Stability of oscillatory flows past compliant surfaces

Abstract

The stability of oscillatory flows over compliant surfaces is studied analytically and numerically. The types of compliant surfaces studied are the spring backed wall model, which permits tangential motion of the surface, and the incompressible viscoelastic gel model. The stability is determined using the Floquet analysis, where amplitude of perturbations at time intervals separated by one time period is examined to determine whether perturbations grow or decay. The oscillatory flows past both the spring backed wall model and the viscoelastic gel model exhibit an instability in the limit of zero Reynolds number, and the transition amplitude of the oscillatory velocity increases with the frequency of oscillations. The transition amplitude has a minimum at zero wave number for the spring backed plate model, whereas the minimum occurs at finite wavenumber for the viscoelastic gel model.

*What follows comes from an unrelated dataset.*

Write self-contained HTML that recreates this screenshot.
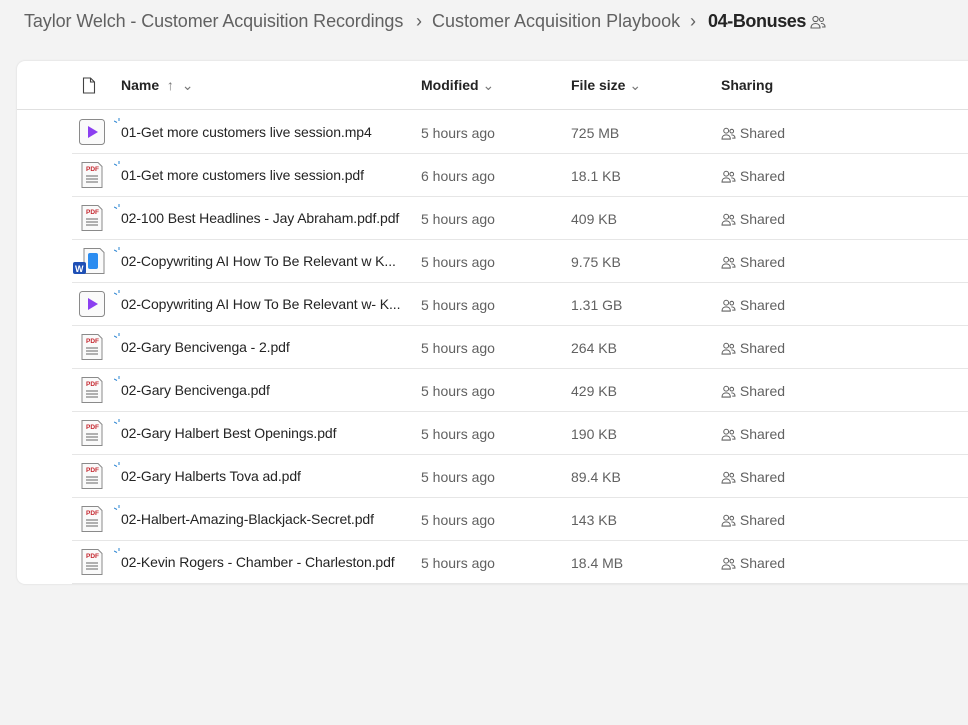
<!DOCTYPE html>
<html><head><style>
*{box-sizing:border-box;margin:0;padding:0}
body{width:968px;height:725px;background:#f3f3f3;font-family:"Liberation Sans",sans-serif;overflow:hidden;position:relative;color:#242424}
.bc{position:absolute;top:11px;left:24px;font-size:18px;color:#616161;white-space:nowrap}
.bc span{position:absolute;top:0;white-space:nowrap}
.card{position:absolute;left:17px;top:61px;width:960px;height:523px;background:#fff;border-radius:8px;box-shadow:0 0 2px rgba(0,0,0,.12)}
.hdr{position:absolute;left:0;top:0;width:100%;height:49px;border-bottom:1px solid #e0e0e0;font-size:14px;font-weight:bold}
.hdr span{position:absolute;top:16px}
.row{position:absolute;left:55px;width:905px;height:43px;border-bottom:1px solid #e6e6e6;font-size:14px}
.row .n{position:absolute;left:49px;top:13px;color:#242424;letter-spacing:-0.1px}
.row .m{position:absolute;left:349px;top:14px;color:#616161}
.row .s{position:absolute;left:499px;top:14px;color:#616161}
.row .sh{position:absolute;left:649px;top:14px;color:#616161}
.ic{position:absolute;left:6px;top:7px}
.spin{position:absolute;left:42px;top:7px}
</style></head><body>
<div class="bc">
<span style="left:0;letter-spacing:-0.1px">Taylor Welch - Customer Acquisition Recordings</span>
<span style="left:392px">›</span>
<span style="left:408px">Customer Acquisition Playbook</span>
<span style="left:666px">›</span>
<span style="left:684px;color:#242424;font-weight:bold;letter-spacing:-0.4px">04-Bonuses</span>
<svg style="position:absolute;left:786px;top:4px" width="16" height="14" viewBox="0 0 16 14" fill="none" stroke="#616161" stroke-width="1.1"><circle cx="5.5" cy="4" r="2.6"/><path d="M1 13c0-3 2-4.5 4.5-4.5S10 10 10 13z"/><circle cx="11.5" cy="4.5" r="2"/><path d="M11 8.5c2.5 0 4 1 4 3.5h-3"/></svg>
</div>
<div class="card">
<div class="hdr">
<svg style="position:absolute;left:65px;top:16px" width="14" height="17" viewBox="0 0 14 17" fill="none" stroke="#424242" stroke-width="1.1"><path d="M1.5 1h7l4 4v11h-11z M8.5 1v4h4"/></svg>
<span style="left:104px">Name <span style="position:static;font-weight:normal;color:#777">&nbsp;↑ &nbsp;⌄</span></span>
<span style="left:404px">Modified <span style="position:static;font-weight:normal;color:#777">⌄</span></span>
<span style="left:554px">File size <span style="position:static;font-weight:normal;color:#777">⌄</span></span>
<span style="left:704px">Sharing</span>
</div>
</div>
<div id="rows"></div>
<script>
var d=[["v","01-Get more customers live session.mp4","5 hours ago","725 MB"],
["p","01-Get more customers live session.pdf","6 hours ago","18.1 KB"],
["p","02-100 Best Headlines - Jay Abraham.pdf.pdf","5 hours ago","409 KB"],
["w","02-Copywriting AI How To Be Relevant w K...","5 hours ago","9.75 KB"],
["v","02-Copywriting AI How To Be Relevant w- K...","5 hours ago","1.31 GB"],
["p","02-Gary Bencivenga - 2.pdf","5 hours ago","264 KB"],
["p","02-Gary Bencivenga.pdf","5 hours ago","429 KB"],
["p","02-Gary Halbert Best Openings.pdf","5 hours ago","190 KB"],
["p","02-Gary Halberts Tova ad.pdf","5 hours ago","89.4 KB"],
["p","02-Halbert-Amazing-Blackjack-Secret.pdf","5 hours ago","143 KB"],
["p","02-Kevin Rogers - Chamber - Charleston.pdf","5 hours ago","18.4 MB"]];
var icons={
v:'<svg class="ic" width="28" height="28" viewBox="0 0 28 28"><rect x="1.5" y="1.5" width="25" height="25" rx="3" fill="#fafafa" stroke="#8a8a8a"/><path d="M10 8l10 6-10 6z" fill="#8b3ff0"/></svg>',
p:'<svg class="ic" width="28" height="28" viewBox="0 0 28 28"><path d="M4 1.5h16l4 4v21H4z" fill="#fafafa" stroke="#8a8a8a"/><text x="8" y="10" font-size="6.5" font-weight="bold" fill="#c4262e" font-family="Liberation Sans">PDF</text><path d="M8 15h12M8 18h12M8 21h12" stroke="#666" stroke-width="1"/></svg>',
w:'<svg class="ic" width="28" height="30" viewBox="0 0 28 30"><path d="M6 1.5h16l4 4v21H6z" fill="#fafafa" stroke="#8a8a8a"/><rect x="10" y="6" width="10" height="16" rx="2" fill="#2b8cf0"/><rect x="-5" y="15" width="13" height="12" rx="2" fill="#1e4fb5"/><text x="-3" y="25" font-size="9" font-weight="bold" fill="#fff" font-family="Liberation Sans">W</text></svg>'};
var h='';
d.forEach(function(r,i){
h+='<div class="row" style="top:'+(111+i*43)+'px;left:72px">'+icons[r[0]].replace('class="ic"','class="ic" style="overflow:visible"')+
'<svg class="spin" width="8" height="8" viewBox="0 0 8 8" stroke="#2a84d2" stroke-width="1"><path d="M5 0v3M0 3l3 1.5"/></svg>'+
'<span class="n">'+r[1]+'</span><span class="m">'+r[2]+'</span><span class="s">'+r[3]+'</span>'+
'<span class="sh"><svg width="15" height="13" viewBox="0 0 16 14" fill="none" stroke="#616161" stroke-width="1.1" style="vertical-align:-2px"><circle cx="5.5" cy="4" r="2.6"/><path d="M1 13c0-3 2-4.5 4.5-4.5S10 10 10 13z"/><circle cx="11.5" cy="4.5" r="2"/><path d="M11 8.5c2.5 0 4 1 4 3.5h-3"/></svg> Shared</span></div>';
});
document.getElementById('rows').innerHTML=h;
</script>
</body></html>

For the spring backed plate model, it is shown that the instability due to steady mean flow and the purely oscillatory instability reinforce each other, and the regions of instability are mapped in the ( Λ-A) plane, where Λ is the steady strain rate and A is the oscillatory strain rate. For the viscoelastic gel model, the instability is found to depend strongly on the gel viscosity η_g, and the effect of oscillations on the continuation of viscous modes at intermediate Reynolds number shows a complicated dependence on the oscillation frequency.